* start SOURCE MATERIAL *

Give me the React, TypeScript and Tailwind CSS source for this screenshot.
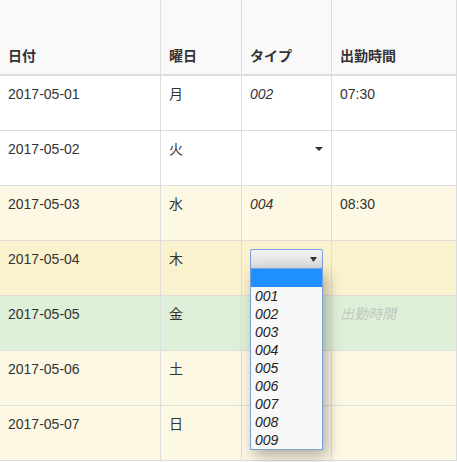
const rows = [
  { date: "2017-05-01", day: "月", type: "002", time: "07:30", bg: "bg-white" },
  { date: "2017-05-02", day: "火", type: "", time: "", bg: "bg-white", select: true },
  { date: "2017-05-03", day: "水", type: "004", time: "08:30", bg: "bg-[#fcf8e3]" },
  { date: "2017-05-04", day: "木", type: "", time: "", bg: "bg-[#faf2cc]", open: true },
  { date: "2017-05-05", day: "金", type: "", time: "", bg: "bg-[#dff0d8]", placeholder: true },
  { date: "2017-05-06", day: "土", type: "", time: "", bg: "bg-[#fcf8e3]" },
  { date: "2017-05-07", day: "日", type: "", time: "", bg: "bg-[#fcf8e3]" },
];

const options = ["001", "002", "003", "004", "005", "006", "007", "008", "009"];

function Caret({ w = 8, h = 4 }: { w?: number; h?: number }) {
  return (
    <svg width={w} height={h} viewBox={`0 0 ${w} ${h}`} className="block">
      <polygon points={`0,0 ${w},0 ${w / 2},${h}`} fill="#333" />
    </svg>
  );
}

function OpenSelect() {
  return (
    <div className="relative w-[73px] h-[20px]">
      <div className="h-full rounded-[2px] border border-[#7b9fd9] bg-gradient-to-b from-[#f2f2f2] to-[#dcdcdc] flex items-center justify-end pr-[5px]">
        <Caret w={7} h={5} />
      </div>
      <div className="absolute left-0 top-[19px] w-[73px] border border-[#7b9fd9] bg-[#f8f8f8] shadow-[4px_6px_14px_rgba(0,0,0,0.3)] z-10">
        <div className="h-[18px] bg-[#1e90ff]" />
        {options.map((o) => (
          <div key={o} className="h-[18px] leading-[18px] pl-[4px] italic text-[14px] text-[#222]">
            {o}
          </div>
        ))}
      </div>
    </div>
  );
}

export default function App() {
  const cell = "border-r border-b border-[#ddd] px-2 pt-2 leading-5";
  return (
    <div
      className="w-[457px] h-[462px] overflow-hidden bg-white text-[14px] text-[#333]"
      style={{ fontFamily: '"Liberation Sans", "Noto Sans CJK JP", sans-serif' }}
    >
      <div className="grid grid-cols-[161px_81px_90px_1fr]">
        {["日付", "曜日", "タイプ", "出勤時間"].map((h) => (
          <div
            key={h}
            className="h-[76px] bg-[#f9f9f9] border-r border-b-2 border-[#ddd] px-2 pb-2 flex items-end font-bold leading-5"
          >
            {h}
          </div>
        ))}
        {rows.map((r) => (
          <div key={r.date} className="contents">
            <div className={`${cell} ${r.bg} h-[55px]`}>{r.date}</div>
            <div className={`${cell} ${r.bg} h-[55px]`}>{r.day}</div>
            <div className={`${cell} ${r.bg} h-[55px] italic`}>
              {r.type}
              {r.select && (
                <div className="w-[73px] h-[20px] flex items-center justify-end">
                  <Caret />
                </div>
              )}
              {r.open && <OpenSelect />}
            </div>
            <div className={`${cell} ${r.bg} h-[55px]`}>
              {r.time}
              {r.placeholder && <span className="italic text-[#bfc8bd]">出勤時間</span>}
            </div>
          </div>
        ))}
      </div>
    </div>
  );
}
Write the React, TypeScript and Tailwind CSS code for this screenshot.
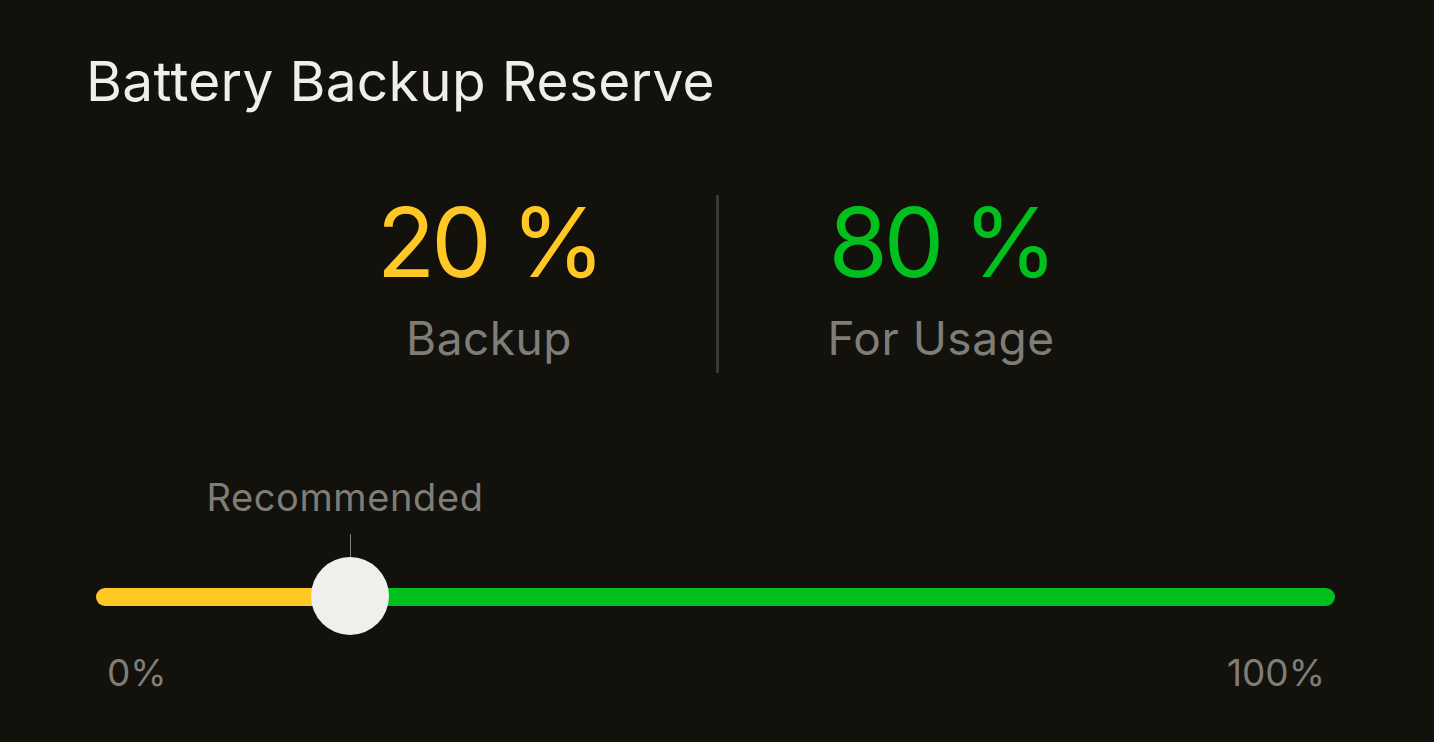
import React from "react";

export default function App() {
  const value = 20;
  const trackW = 1239;
  const thumbX = 254; // px from track left
  return (
    <div
      className="w-[1434px] h-[742px] bg-[#13110b] overflow-hidden"
      style={{ fontFamily: "Inter, 'Noto Sans', sans-serif" }}
    >
      <div className="pl-[86px] pt-[54px]">
        <h1 className="text-[55px] leading-none text-[#efeeea] font-normal tracking-[0.3px]">
          Battery Backup Reserve
        </h1>
      </div>

      <div className="mt-[86px] ml-[262px] flex">
        <div className="w-[454px] flex flex-col items-center">
          <div className="text-[96px] leading-none text-[#ffc824] mt-[-1px] tracking-[-4px]">{value} %</div>
          <div className="text-[46px] leading-none text-[#7f7d78] mt-[25px] tracking-[0.5px]">Backup</div>
        </div>
        <div className="w-[3px] h-[178px] bg-[#3a3835]" />
        <div className="w-[444px] flex flex-col items-center">
          <div className="text-[96px] leading-none text-[#00c01d] mt-[-1px] tracking-[-4px]">{100 - value} %</div>
          <div className="text-[46px] leading-none text-[#7f7d78] mt-[25px] tracking-[0.5px]">For Usage</div>
        </div>
      </div>

      <div className="ml-[96px] mt-[106px] w-[1239px] relative">
        <div className="h-[110px] relative">
          <div
            className="absolute top-[-1px] -translate-x-1/2 text-[38px] leading-none text-[#7f7d78] whitespace-nowrap tracking-[0.6px]"
            style={{ left: thumbX - 5 }}
          >
            Recommended
          </div>
          <div
            className="absolute top-[55px] w-[1px] h-[30px] bg-[#7f7d78]"
            style={{ left: thumbX }}
          />
          <div className="absolute top-[109px] left-0 right-0 h-[18px] flex">
            <div
              className="h-full bg-[#ffc824] rounded-l-full"
              style={{ width: thumbX }}
            />
            <div className="h-full flex-1 bg-[#00c01d] rounded-r-full" />
          </div>
          <div
            className="absolute top-[78px] w-[78px] h-[78px] -translate-x-1/2 rounded-full bg-[#efefeb]"
            style={{ left: thumbX }}
          />
        </div>
        <div className="mt-[65px] pl-[11px] pr-[10px] flex justify-between text-[37px] leading-none text-[#7f7d78]" style={{ width: trackW }}>
          <span>0%</span>
          <span>100%</span>
        </div>
      </div>
    </div>
  );
}
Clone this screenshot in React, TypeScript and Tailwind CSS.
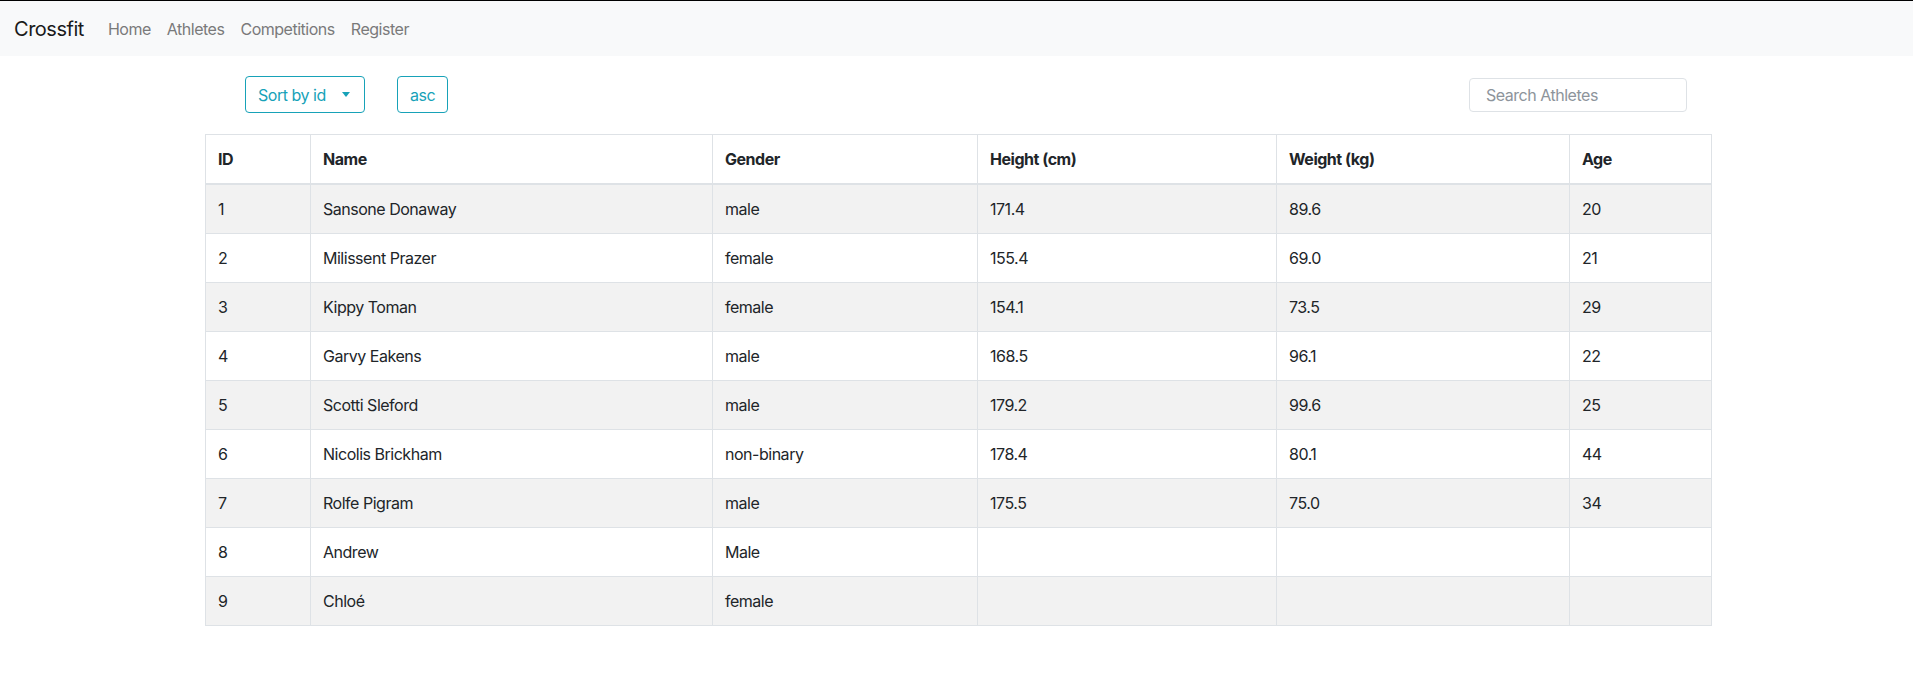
import React, { useState } from 'react';

interface Athlete {
  id: number;
  name: string;
  gender: string;
  height?: string;
  weight?: string;
  age?: number;
}

const athletes: Athlete[] = [
  { id: 1, name: 'Sansone Donaway', gender: 'male', height: '171.4', weight: '89.6', age: 20 },
  { id: 2, name: 'Milissent Prazer', gender: 'female', height: '155.4', weight: '69.0', age: 21 },
  { id: 3, name: 'Kippy Toman', gender: 'female', height: '154.1', weight: '73.5', age: 29 },
  { id: 4, name: 'Garvy Eakens', gender: 'male', height: '168.5', weight: '96.1', age: 22 },
  { id: 5, name: 'Scotti Sleford', gender: 'male', height: '179.2', weight: '99.6', age: 25 },
  { id: 6, name: 'Nicolis Brickham', gender: 'non-binary', height: '178.4', weight: '80.1', age: 44 },
  { id: 7, name: 'Rolfe Pigram', gender: 'male', height: '175.5', weight: '75.0', age: 34 },
  { id: 8, name: 'Andrew', gender: 'Male' },
  { id: 9, name: 'Chloé', gender: 'female' },
];

const columns = [
  { label: 'ID', width: 'w-[105px]' },
  { label: 'Name', width: 'w-[402px]' },
  { label: 'Gender', width: 'w-[265px]' },
  { label: 'Height (cm)', width: 'w-[299px]' },
  { label: 'Weight (kg)', width: 'w-[293px]' },
  { label: 'Age', width: 'w-[142px]' },
];

export default function App() {
  const [search, setSearch] = useState('');

  return (
    <div className="min-h-screen bg-white text-[#212529] tracking-[-0.03em] font-['Inter','Liberation_Sans',sans-serif]">
      {/* Navbar */}
      <nav className="h-[56px] bg-[#f8f9fa] border-t border-black flex items-center px-[14px]">
        <span className="text-[20px] mr-4 text-[#1a1a1a]">Crossfit</span>
        <div className="flex items-center text-[16px] text-[#7a7a7a]">
          <a className="px-2">Home</a>
          <a className="px-2">Athletes</a>
          <a className="px-2">Competitions</a>
          <a className="px-2">Register</a>
        </div>
      </nav>

      <div className="w-[1506px] ml-[205px]">
        {/* Controls */}
        <div className="flex items-center justify-between mt-[20px] pl-[40px] pr-[24px]">
          <div className="flex items-center gap-8">
            <button className="h-[37px] w-[120px] flex items-center pl-3 border border-[#17a2b8] rounded text-[#17a2b8] text-[16px]">
              Sort by id
              <span className="ml-4 w-0 h-0 border-x-[4px] border-x-transparent border-t-[5px] border-t-[#17a2b8]" />
            </button>
            <button className="h-[37px] w-[51px] border border-[#17a2b8] rounded text-[#17a2b8] text-[16px]">
              asc
            </button>
          </div>
          <input
            value={search}
            onChange={(e) => setSearch(e.target.value)}
            placeholder="Search Athletes"
            className="h-[34px] w-[218px] border border-[#dee2e6] rounded px-4 text-[16px] placeholder-[#8d949b] outline-none"
          />
        </div>

        {/* Table */}
        <table className="mt-[21px] w-full border-collapse border border-[#dee2e6] text-[16px] table-fixed">
          <thead>
            <tr className="border-b-2 border-[#dee2e6]">
              {columns.map((c) => (
                <th key={c.label} className={`${c.width} border border-[#dee2e6] px-3 py-3 text-left font-bold leading-6`}>
                  {c.label}
                </th>
              ))}
            </tr>
          </thead>
          <tbody>
            {athletes.map((a, i) => (
              <tr key={a.id} className={i % 2 === 0 ? 'bg-[#f2f2f2]' : 'bg-white'}>
                <td className="border border-[#dee2e6] px-3 py-3 leading-6">{a.id}</td>
                <td className="border border-[#dee2e6] px-3 py-3 leading-6">{a.name}</td>
                <td className="border border-[#dee2e6] px-3 py-3 leading-6">{a.gender}</td>
                <td className="border border-[#dee2e6] px-3 py-3 leading-6">{a.height}</td>
                <td className="border border-[#dee2e6] px-3 py-3 leading-6">{a.weight}</td>
                <td className="border border-[#dee2e6] px-3 py-3 leading-6">{a.age}</td>
              </tr>
            ))}
          </tbody>
        </table>
      </div>
    </div>
  );
}
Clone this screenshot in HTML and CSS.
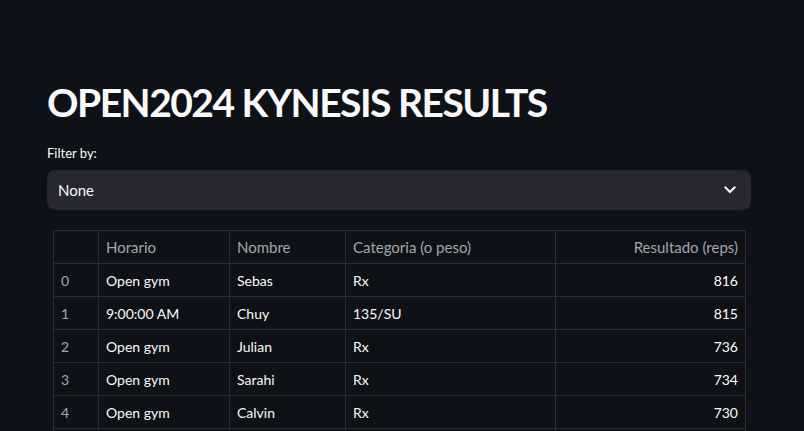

* end SOURCE MATERIAL *

> _WHAT YOU HAVE TO DO_:
Omit the pictures. Extract exactly the lines that begin with the one holding "Write the React, TypeScript" and end with the one holding "import React from", inclusive.

> _EXPECTED ANSWER_:
Write the React, TypeScript and Tailwind CSS code for this screenshot.
import React from "react";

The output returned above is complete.